The Dark Remains: A Laidlaw Investigation, 4
“Reading The Dark Remains yields far more than the strangely amazing and touching answer to ‘What if you combined crime noir geniuses McIlvanney and Rankin?’”
The evolution of The Dark Remains is highly unusual for the crime fiction field, where an author’s death and incomplete manuscript often leads to completion of the writing by someone less well known, scrambling to climb the ladder.
In this case, the half-written book found after William McIlvanney’s death in 2015 landed in the hands of acknowledged master of Scottish noir, Ian Rankin. McIlvanney’s Laidlaw novels, set in Glasgow, provided fertile ground for Rankin’s own development of the Detective Inspector Rebus investigations, set in Edinburgh.

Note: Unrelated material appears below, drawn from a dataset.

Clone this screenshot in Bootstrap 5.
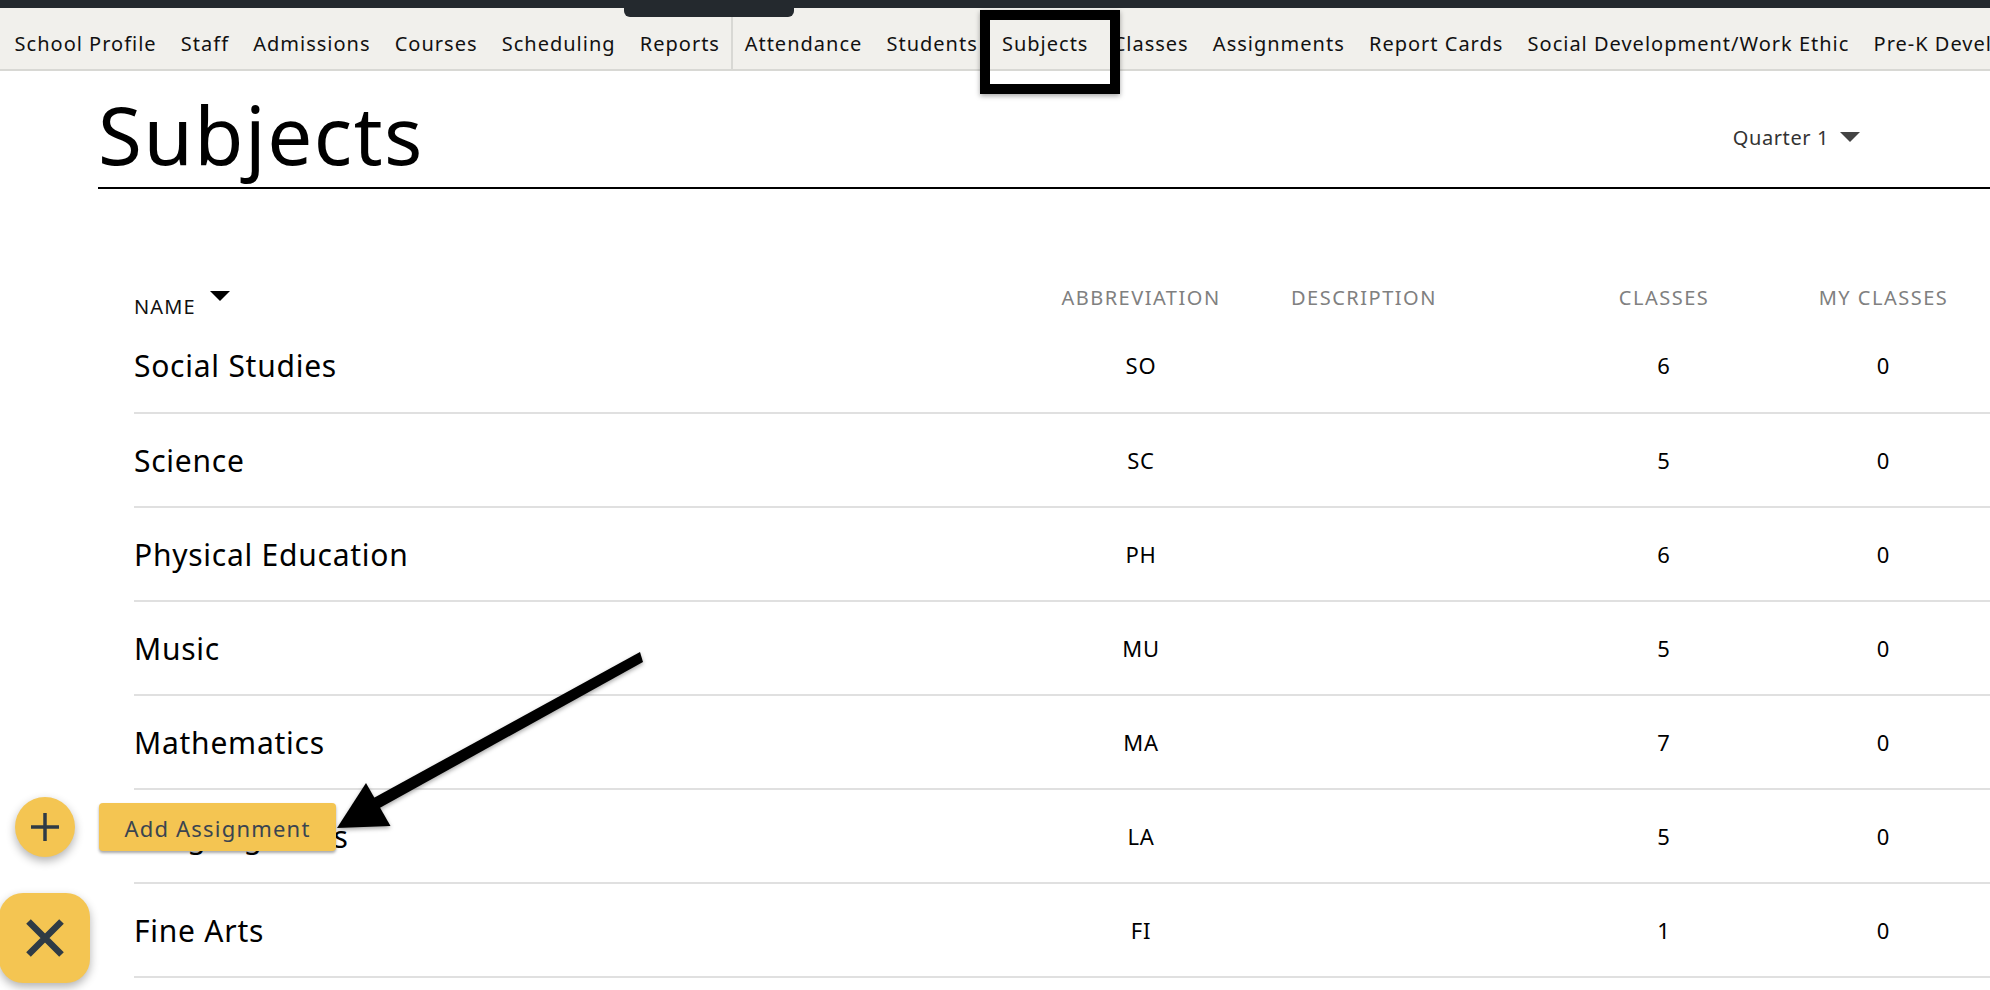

Now the master, in collecting and completing this work, provides an unusual act of generosity to the dead.
The Dark Remains is a prequel to McIlvanney’s Laidlaw books. Jack Laidlaw is the “new boy” in the Glasgow Crime Squad, taking his seat in a season when shady and money-grubbing criminal lawyer Bobby Carter lands in an alley, dead. As Bob Lilley admits on the side to the Crime Squad’s Commander, “Jack Laidlaw is not an unknown quantity, sir. His reputation has always preceded him, which I’m guessing is why we’ve been landed with him. Who has he rubbed up the wrong way this month?”
In short, Laidlaw is no team player. But as the Commander points out, “He’s good at the job, seems to have a sixth sense for what’s happening on the streets.”
Even-tempered Bob Lilley’s got a tough job in “babysitting” this new member of the squad. From the moment the Bobby Carter case goes active, Laidlaw rejects all routine assignments (like going house to house) and heads directly for Glasgow’s underworld, which he already understands. Like the two (or is it three?) criminal gangs wrestling for control of territory and resources, and those who may want to promote a crime war.
In this occasionally off-balance volume, commentary from Lilley fills gaps around the investigation’s action. That slows the pace. But it also allows a peek at how current master author Rankin views the original character, as Lilley analyzes Laidlaw: “Maybe he’s a streetsman, the way Davy Crockett was a woodsman. Davy could read all the signs in the wild, he’d lived there so long. Probably wasn’t so good on the domestic front. I think Jack’s like that with Glasgow: He brings the city home with him, and that’s too much for even a decent-sized living room to contain.”
As the strands of gang action are slowly sorted out (with more murder, of course), Laidlaw’s marriage circles the drain. Compared to his work, his family life is tame, mundane, boring—and Lilley takes warning from his colleague’s domestic peril.
Even McIlvanney probably didn’t write “from beginning to end” without changes—so a lot of what Rankin received was likely to be far from finished work. The shorter paragraphs, less deep descriptions, and uneven pace (compared to classic McIlvanney) all suggest exactly that. So reading The Dark Remains yields far more than the strangely amazing and touching answer to “What if you combined crime noir geniuses McIlvanney and Rankin?”
Instead, it presents an unusual sort of time travel: not to the start of McIlvanney’s astonishing career in writing the darkness, but rather to the basic bones of how he shaped a Laidlaw investigation, working from crime victim, to criminals, to the rough and imperiled moral universe in Jack Laidlaw’s mind and heart.
Near the end, Lilley again responds to the Commander about how Laidlaw’s working out in the squad, and what could lie ahead: “He’s the business. . . . He’s a one-off in a world of mass production. He’s not a copper who happens to be a man. He’s a man who happens to be a copper, and he carries that weight with him everywhere he goes. . . . Mind you,” he felt it necessary to quality, “he can be a pain in the bahookie too, but it’s a price worth paying.”